+1
On Oct 2, 2007, at 10:21 AM, Katie Capps Parlante wrote:
I had a conversation last week with Philippe, Grant and Mimi about
OSAF priorities and how they might frame desktop decisions. This is
all in the context of answering the question: how should we be
allocating desktop developer time right now?
High level priorities:
1. Get users
2. Pursue revenue opportunities to sustain the project
3. Get developers
I've listed the above in the order of importance, but we can
acknowledge that they are all related. A larger user base changes
the options for revenue opportunities. An active, engaged developer
community might help evangelize and build a user base. Plugins
developed by people external to the project might be connected to a
revenue opportunity. Revenue opportunites give us funds to do more
work to make users happy. And so on.
Work priorities in the short run (not necessarily in prioritized
order):
A. Fix a small set of high level usability problems. (Mimi will
send out this list -- these problems are larger in scope than a
small bug, but smaller in scope than a new feature).
B. Add the most minimal set of new features. (Right now, only month
view is on this list).
C. Fix performance and memory problems.
D. Shorter release cycles.
E. Support plugin developers.
F. Improve developer productivity.
G. Fix problems with reliability and data integrity.
H. Improve testability.
- improved framework for functional testing
- better layering/APIs to be able to test at different layers
- culture of test driven development
Bigger features that we might be called upon to implement if they
led to a revenue opportunity (but we won't do without some driving
reason):
- Email
- Mobile/sync
- Exchange
- Scheduling/calendar interop
Some thoughts on how these pieces fit together...
- We don't yet have a clear direction for the revenue
opportunities. We are working that angle, but that will take a
little time to play out. In the meantime, developers can be
actively working on the "getting users" angle by fixing blocking
bugs, working out obvious usability problems, etc.
- Until the revenue opportunity picture develops, we shouldn't be
making large feature investments. We should only be adding (small)

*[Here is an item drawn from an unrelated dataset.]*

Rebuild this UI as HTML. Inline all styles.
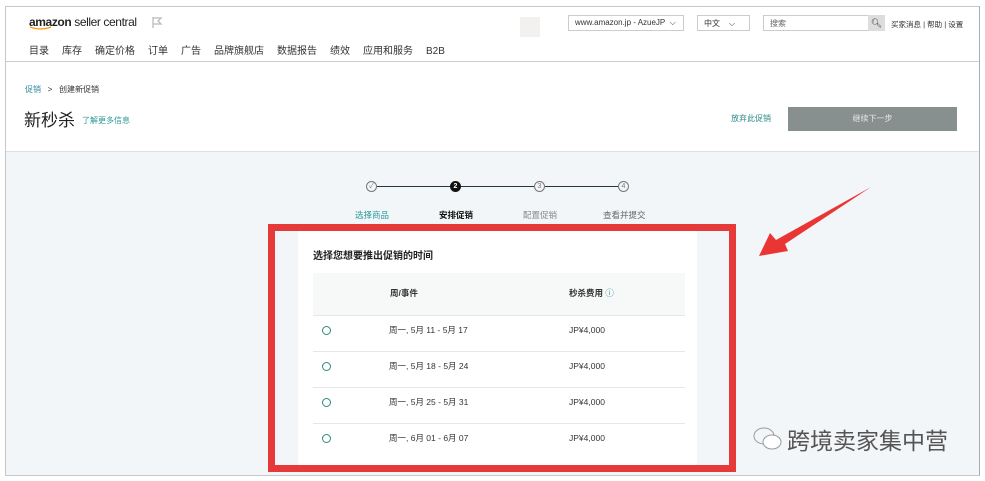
<!DOCTYPE html>
<html><head><meta charset="utf-8"><style>
*{margin:0;padding:0;box-sizing:border-box}
body{width:985px;height:481px;background:#fff;position:relative;overflow:hidden;font-family:"Liberation Sans","Noto Sans CJK SC",sans-serif;color:#333}
.a{position:absolute;white-space:nowrap}
.frame{position:absolute;left:5px;top:6px;width:975px;height:470px;border:1px solid #c8c8c8;border-right-color:#aab;background:#fff}
.gray{position:absolute;left:6px;top:151px;width:973px;height:324px;background:#f3f6f8;border-top:1px solid #e0e0e0}
.nav span{margin-right:13px}
.sel{position:absolute;height:16px;border:1px solid #ccc;background:#fff;font-size:8px;padding:2px 6px;color:#333}
.row{position:absolute;left:313px;width:372px;height:36px;border-top:1px solid #e6e6e6;font-size:8.5px;line-height:10px}
.row .r{position:absolute;left:9px;top:10px;width:9px;height:9px;border:1px solid #2a8a7a;border-radius:50%}
.row .d{position:absolute;left:76px;top:9px}
.row .p{position:absolute;left:256px;top:9px}
.step{position:absolute;top:181px;width:11px;height:11px;border:1px solid #777;border-radius:50%;font-size:7px;text-align:center;line-height:9px;color:#777;background:#f3f6f8}
</style></head><body>
<div class="frame"></div>
<div class="gray"></div>
<div class="a" style="left:6px;top:61px;width:973px;height:1px;background:#ccc"></div>
<div class="a" style="left:29px;top:15px;font-size:12px;color:#222;letter-spacing:-0.4px"><b>amazon</b> seller central</div>
<svg class="a" style="left:29px;top:26px" width="24" height="5"><path d="M1 1 Q12 5 22 1" stroke="#f90" stroke-width="1.3" fill="none"/></svg>
<svg class="a" style="left:151px;top:16px" width="12" height="13"><path d="M2 1 V12 M2 2 H10 L7 5 L10 8 H2" stroke="#bbb" stroke-width="1.3" fill="none"/></svg>
<div class="a nav" style="left:29px;top:42px;font-size:10px;color:#333"><span>目录</span><span>库存</span><span>确定价格</span><span>订单</span><span>广告</span><span>品牌旗舰店</span><span>数据报告</span><span>绩效</span><span>应用和服务</span><span>B2B</span></div>
<div class="a" style="left:520px;top:17px;width:20px;height:20px;background:#f3f0f0"></div>
<div class="sel" style="left:568px;top:15px;width:116px">www.amazon.jp - AzueJP &nbsp;⌵</div>
<div class="sel" style="left:697px;top:15px;width:53px">中文 &nbsp;&nbsp;&nbsp;⌵</div>
<div class="sel" style="left:763px;top:15px;width:106px;color:#666">搜索</div>
<div class="a" style="left:868px;top:15px;width:17px;height:16px;background:#ddd;font-size:9px;text-align:center;line-height:16px">🔍︎</div>
<div class="a" style="left:891px;top:19px;font-size:7.5px;color:#333">买家消息 | 帮助 | 设置</div>
<div class="a" style="left:25px;top:84px;font-size:8px"><span style="color:#2a8a9a">促销</span> &nbsp;&nbsp;&gt;&nbsp;&nbsp; 创建新促销</div>
<div class="a" style="left:24px;top:106px;font-size:17px;color:#222">新秒杀</div>
<div class="a" style="left:82px;top:115px;font-size:8px;color:#2a9a9a">了解更多信息</div>
<div class="a" style="left:731px;top:113px;font-size:8px;color:#2a8a8a">放弃此促销</div>
<div class="a" style="left:788px;top:107px;width:169px;height:24px;background:#87908e;color:#e6e6e6;font-size:8px;text-align:center;line-height:24px">继续下一步</div>
<div class="a" style="left:372px;top:186px;width:252px;height:1px;background:#1e3a3a"></div>
<div class="step" style="left:366px">✓</div>
<div class="step" style="left:450px;background:#111;border-color:#111;color:#fff;font-weight:bold">2</div>
<div class="step" style="left:534px">3</div>
<div class="step" style="left:618px">4</div>
<div class="a" style="left:355px;top:209px;font-size:8.5px;color:#2a9a9a">选择商品</div>
<div class="a" style="left:439px;top:209px;font-size:8.5px;color:#111;font-weight:bold">安排促销</div>
<div class="a" style="left:523px;top:209px;font-size:8.5px;color:#888">配置促销</div>
<div class="a" style="left:603px;top:209px;font-size:8.5px;color:#666">查看并提交</div>
<div class="a" style="left:298px;top:230px;width:399px;height:240px;background:#fff"></div>
<div class="a" style="left:313px;top:247px;font-size:10px;font-weight:bold;color:#222">选择您想要推出促销的时间</div>
<div class="a" style="left:313px;top:273px;width:372px;height:43px;background:#f7f8f8"></div>
<div class="a" style="left:390px;top:287px;font-size:8.5px;font-weight:bold">周/事件</div>
<div class="a" style="left:569px;top:287px;font-size:8.5px;font-weight:bold">秒杀费用 <span style="color:#2a8a8a;font-weight:normal">ⓘ</span></div>
<div class="row" style="top:315px"><div class="r"></div><div class="d">周一, 5月 11 - 5月 17</div><div class="p">JP¥4,000</div></div>
<div class="row" style="top:351px"><div class="r"></div><div class="d">周一, 5月 18 - 5月 24</div><div class="p">JP¥4,000</div></div>
<div class="row" style="top:387px"><div class="r"></div><div class="d">周一, 5月 25 - 5月 31</div><div class="p">JP¥4,000</div></div>
<div class="row" style="top:423px"><div class="r"></div><div class="d">周一, 6月 01 - 6月 07</div><div class="p">JP¥4,000</div></div>
<div class="a" style="left:268px;top:224px;width:468px;height:248px;border:7px solid #e63a3a"></div>
<svg class="a" style="left:0;top:0" width="985" height="481"><path d="M871 187 L785 244 L788 251 L759 256 L770 233 L776 240 Z" fill="#ea3535"/></svg>
<svg class="a" style="left:752px;top:424px" width="32" height="30"><ellipse cx="12" cy="12" rx="10" ry="8" fill="none" stroke="#999"/><ellipse cx="20" cy="18" rx="9" ry="7" fill="#fff" stroke="#999"/></svg>
<div class="a" style="left:787px;top:422px;font-size:23px;color:#555">跨境卖家集中营</div>
</body></html>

features that people are clamoring for. Right now, "month view" is
the only feature that fits that criteria -- we've heard from
several people that month view is the only feature blocking them
from trying to adopt Chandler desktop.
- Shorter release cycles are really important for supporting agile
decision making. At some point (in the near future I hope), an
opportunity will come up where we want to add a feature or do some
other work in pursuit of a larger set of users or a more direct
revenue opportunity. We want to be able to jump on that kind of
opportunity.
- To support shorter release cycles, we need to pay attention to
the testability of the system as well as developer productivity
(which are related).
- Reliability and data integrity problems interfere with developer
productivity and shorter release cycles. If they are a big enough
problem, it also interferes with keeping users. They can prevent
plugin developers from being successful as well.
- Performance and memory problems may or may not be a problem
getting and keeping users. They may interfere with going in some
direction or other in pursuit of revenue opportunities (e.g.
becoming full fledged email client).
- We're an end-user application above being a platform, so
supporting plugin developers is secondary to developing a user
base. That said, I still think it makes sense to allocate some
resources to plugin development (and supporting any developers who
show up and want to write plugins). Why? Enthusiastic developers
can help evangelize the project. Plugins could be a mechanism for
revenue opportunities (e.g. a plugin that talks to Exchange). That
said, I don't think we need big investments here right now -- we
already have the basics for plugin support.
- It is perhaps worth spelling out -- if we have users and
developers, the project can live on and provide value even if OSAF
itself isn't providing all of the funding over the long run. Our
primary goal isn't to make money as an organization, it is to have
created something of value. Happy users is the primary metric for
knowing that we have created something of value.
I'll jump in the threads with more specific responses -- I just
wanted to give everyone that context about how I'm thinking about it.